How I mix music _Part #9 Snare Drum/Loudness
When you
compress something it makes big small or …it makes small appear big. The snare
drum, being an instrument in your mix that most likely has the most transit
attack, will trigger a compressors threshold by shear energy alone. If the
compressor is a mix buss compressor you may change the whole nature of the mix
by over compressing the final stage.
Say your mix engineer placed acoustic
guitars into the background of the mix giving the aural presentation a light
melodic “floating” in the back of the musical picture. If you over compress the
final stage of a mix …let’s say keying the threshold of the compressor off of
the greatest energy presenting itself in the mix, while concentrating on the “Loudness
Level” of the mix as opposed to its Dynamic Range, you will create what is
called a Butter Bar effect.
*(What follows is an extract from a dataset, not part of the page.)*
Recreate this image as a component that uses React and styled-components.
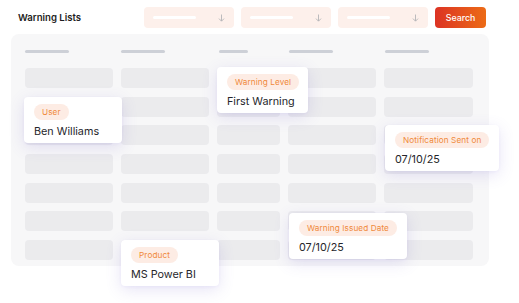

It is when your loudness meter is all filled in
with no peaks or valleys showing themselves …basically looking like a bar of
butter.
The effect it would have on our supposed background guitars is bringing
them forward in the mix. It would turn a nicely placed melodic structure into a
“jangly” competitive tone being compressed into a small space with other small
jangly tones. This understandably restructures the entire mix picture from its
original intent.
An audio
engineer from the 1950’s told me …Scotty, turn your monitors down then turn the
volume knob up until you hear the first sound, it shouldn’t be the snare drum.